No doubt as a child she encountered daily evidence of my enthusiasm about my vocation. When over dinner I would tell anecdotes about the fun I'd had during a day of teaching, she must sometimes have thought, "I want something like that." When she would observe my neglect of her and her two siblings as I worked on a book, she must have heard an implicit message: "You should develop that kind of blind passion." When my wife and I read stories aloud to the three of them, or when we made up wild bedtime tales, I suppose there was always the implicit suggestion that to live in the "world of story" is one of the greatest of all life's blessings.
I do remember how engrossed the five-year-old Alison always was in whatever stories came her way, even when we read aloud Dickens or Shakespeare-works that her older brother and sister could fully grasp while she was puzzled. -. When she was about seven we took them to a performance of Hamlet, one of those "full text" renderings that lasted until about midnight. I have a vivid picture of her engrossed all the way through, especially when a chandelier on stage crashed down on the head of Hamlet.
Aside from all these half memories of mine, "how she got here" is for her to say. And it's impossible to pin down all the differences between how "here" is now and how it was back then. I could dwell on the appalling market differences. For example, I never had to apply for any job, anywhere, because in the late forties job offers flooded the stage. I could dwell on subject differences. When I was being trained, hardly any critic even mentioned matters of race, class, or gender, though there was a battle about Ezra Pound's anti-Semitism when he received the Bollingen Prize in 1949. Back then, students learned that to impose ethical or political judgments on pure poetry was an immoral act.
Alison entered the field just at the time when such matters were flooding back in, so she had the fortune of being trained both in traditional "close reading" and "formalist" interests and in the "resistant," "strong," "ideological" reading that my mentors had ruled out. It was partly her criticism of my work that turned me into what I can only call a feminist. How rare it must be for a father to be taught effectively by a daughter!

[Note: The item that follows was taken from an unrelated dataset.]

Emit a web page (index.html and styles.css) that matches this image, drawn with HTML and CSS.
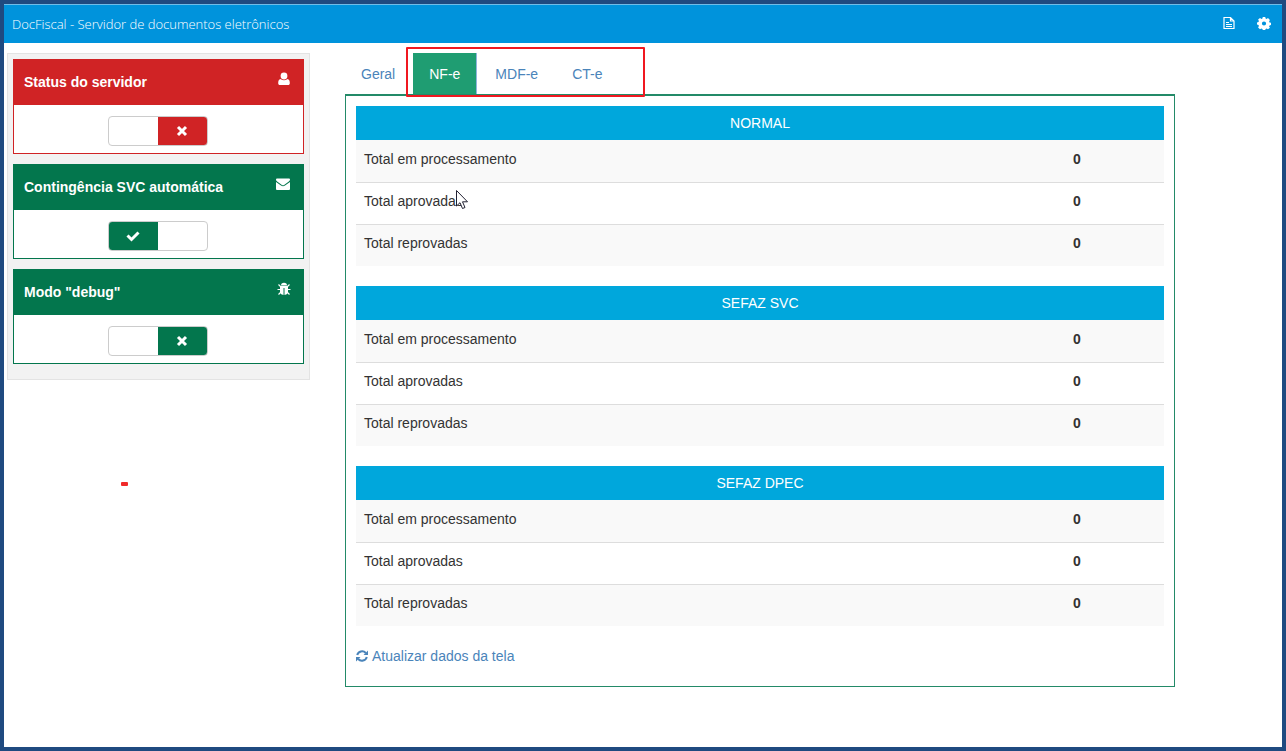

It has actually been fun to wrestle with those moments when the postmodernist daughter seemed to the troglodyte father to be going too far. When the early postmodernist moves seemed too extreme to me, I wrote (but did not publish) a parody, tracing the history of "smells in literature." Now I have the pleasure of reading a serious article by Alison on that very subject, without feeling even the slightest hint that it deserves parody. As I learn from her article how much I have missed about authors' use of smell, I can count up many such moments of sheer intellectual pleasure, reading her drafts of books and articles and hearing her lecture at conferences.
Perhaps the achievement she deserves most credit for is conquering the bugbear of false pride/ambition/competition. As her statement notes, academic children of academics often live miserably competitive lives. In my weaker moments, I find myself taking personal pride in the fact that she has-as she puts it"silenced that anxiety." Surely it must have been something about my totally humble nature, my absolute immunity to any competitive impulse, that influenced her in that mastery of pride!
Irony aside, and using once again the words I began with, Alison's decision to join the profession has been for me an unearned gift.
Wayne Booth is professor of English emeritus at the University of Chicago.
Alison Booth
IT'S TRUE, SOME OF MY EARLIEST MEMORIES ARE OF MY father's study: the sleek silhouette of the torch-bearing runner on the spine of old paperbacks; the old typewriter rounded and chromed like a 1950s car. I am the same age as The Rhetoric of Fiction, my father's prize-winning first book, begun the year I was born. I remember the index cards for that book spread across a big table in our flat in London, during the trip we took with Earlham College students one spring. I remember pondering the alarming sound of the word "deadline," as I stood on the deck of the ocean liner heading home, at about the age of six.